A study on pulverized coal ignition using a two-stage flat-flame burner with a transition from a reducing to oxidizing environment

Coal particles experience a transition from a reducing to oxidizing environment in the near-burner region of pulverized coal (pc) burners. For the first time, we report a fundamental study of ignition of a coal-particle stream experiencing a flame environment that transitions from a reducing to an oxidizing environment (termed reducing-to-oxidizing transition). High-speed videography is used to observe the particles in situ, and scanning electron microscopy is used to characterize the sampled particles. The effects of particle size on ignition are presented for four size bins for PRB subbituminous coal at nominal gas temperatures of 1800 K. The results show that the ignition behavior of particles in reducing-to-oxidizing conditions is different from that in purely oxidizing conditions.
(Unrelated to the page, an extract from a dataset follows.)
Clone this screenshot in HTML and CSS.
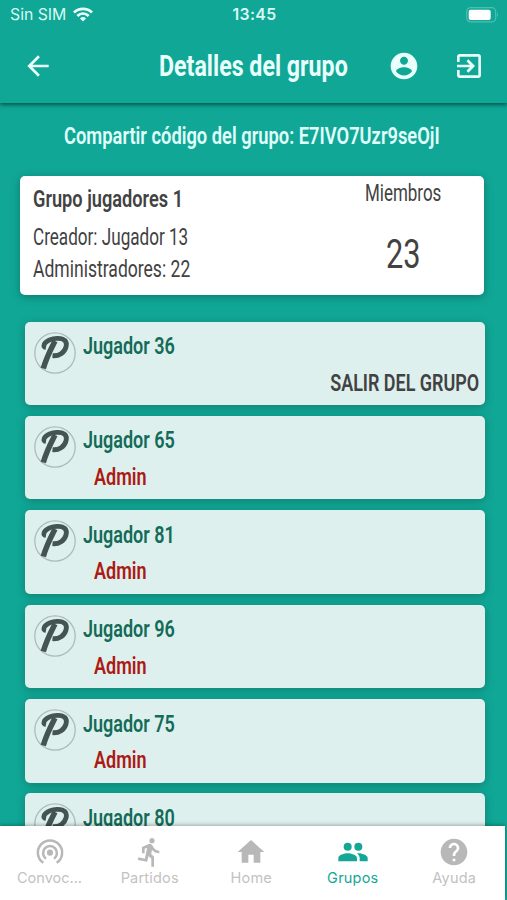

The reducing-to-oxidizing transition increases ignition delay time, on average, by more than 100% over those of oxidizing conditions. However, for particles below 150 μm diameter, ignition delay time is relatively independent of particle size in either oxidizing or reducing-to-oxidizing conditions due to high heating rate. Hetero-homogeneous ignition mode is dominant in both environment, except for the 125-149 μm particle size range in oxidizing environment, where homogeneous-to-heterogeneous ignition occurs.